Del principio di reciprocità avevamo già parlato nel nostro blog: quando riceviamo un regalo, siamo istintivamente portati a voler ricambiare il favore ottenuto con un dono che riteniamo adeguato. Quale migliore occasione per vedere in azione questo meccanismo se non durante il Natale? Abbiamo voluto osservare come agisce il nostro non conscio nel periodo natalizio, ossia come istintivamente viviamo le Festività e come ciò influenzi il nostro comportamento, dando la parola a Barbara Monteleone, strategic planner di Ottosunove nonché speaker di CERTAMENTE – Inspiring neuromarketing day.

Il Natale… nel non conscio

Il dono è una categoria che ha avuto particolare fortuna in antropologia e nelle scienze sociali. Si potrebbe dire che, in sintesi, il fondamento del dono è quello di costruire relazioni sociali attraverso tre principi di obbligatorietà: dare, ricevere, ricambiare.

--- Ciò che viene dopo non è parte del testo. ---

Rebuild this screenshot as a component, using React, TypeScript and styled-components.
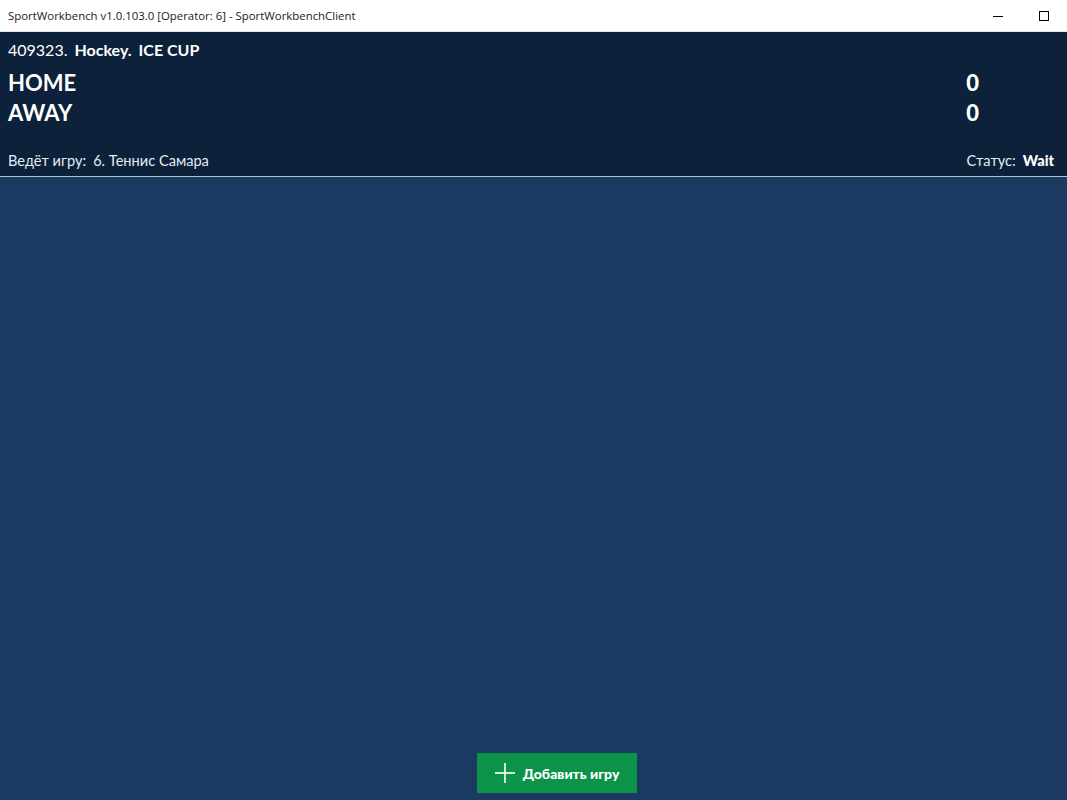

Il Natale odierno rappresenta un evento in cui il dono, quindi la volontà di costruire legami sociali duraturi tra persone, è in primo piano. 

I genitori sentono l’obbligo di donare ai propri figli ma, sapendo che il regalo si fonda sull’obbligo del ricambiare, utilizzano Babbo Natale come intermediario, uno sconosciuto che libera i bambini dal sentirsi in debito con i propri genitori. Babbo Natale ha anche un’altra funzione, quella di insegnare qualcosa sulla gratuità del dare, educando i piccoli all’importanza della trasmissione dei beni.

I sensi e il Natale

Nel contesto natalizio, l’uso di stimoli sensoriali che in maniera inconsapevole riescono ad aumentare l’attivazione emotiva è alla base delle principali strategie di marketing. Basti pensare alla forza emozionale della musica natalizia, alla suggestione di luci e colori che rendono “gradevoli” ambienti e spazi urbani oltre che le nostre stesse case.

La presenza di musica, luci, profumi capaci di promuovere una visione positiva della vita e di migliorare l’umore dei consumatori ha certamente un effetto sui comportamenti di consumo. Persone felici tendono ad essere più predisposte all’acquisto, a maggior ragione nel periodo natalizio.

Gli esseri umani, lungi dall’essere esclusivamente razionali, si lasciano guidare dalle dinamiche affettive nei processi decisionali, razionalizzando e giustificando a posteriori con la ragione ciò che è stato in realtà scelto e preferito con l’emozione in maniera non conscia.

Insomma il, fatto che non siamo macchine pensanti che si emozionano, ma macchine emotive che pensanocome scrisse Antonio Damasio, è particolarmente evidente in un momento rituale profondamente sentito e condiviso come il Natale.

Priming e framing durante le Feste

In questo periodo caratterizzato da così forti valenze simboliche, sociali, affettive e di comunità, sono ancora più efficaci i principi che derivano dalle ricerche neuroscientifiche o dall’economia comportamentale. Il priming ad esempio, ovvero quel processo di associazioni mentali per lo più non consce che vengono attivate in maniera immediata e connotano nella nostra mente  concetti o prodotti. L’uso di stimoli di innesco – appunto definiti prime – come il colore rosso attiva o facilita comportamenti o scelte. Un esempio di questo genere sono gli spot natalizi di Coca Cola, dove il rosso e il bianco del brand vengono immediatamente associati all’immagine iconica di Babbo Natale.

Dato che fin da piccoli tutti noi viviamo il Natale come un periodo di bontà, calore, affetto e unione familiare, tutto ciò che rimanda a questa festività viene associato a ricordi connotati positivamente, tanto che dalle canzoni natalizie alle fragranze con cui si ravvivano gli store, è inevitabile che si attivino e si rafforzano ogni anno un set di associazioni mentali positive che influenzano il nostro comportamento, anche come consumatori. Più sono profonde le associazioni e radicate nelle aree più istintive del nostro cervello, più questo meccanismo sarà forte.

Lo stesso vale per il framing ovvero l’efficacia della strategia del “modo di presentare” le offerte. Questo meccanismo collega e indirizza la valutazione degli eventi o oggetti secondo il contesto informativo o espositivo, che fanno appunto da “cornice”.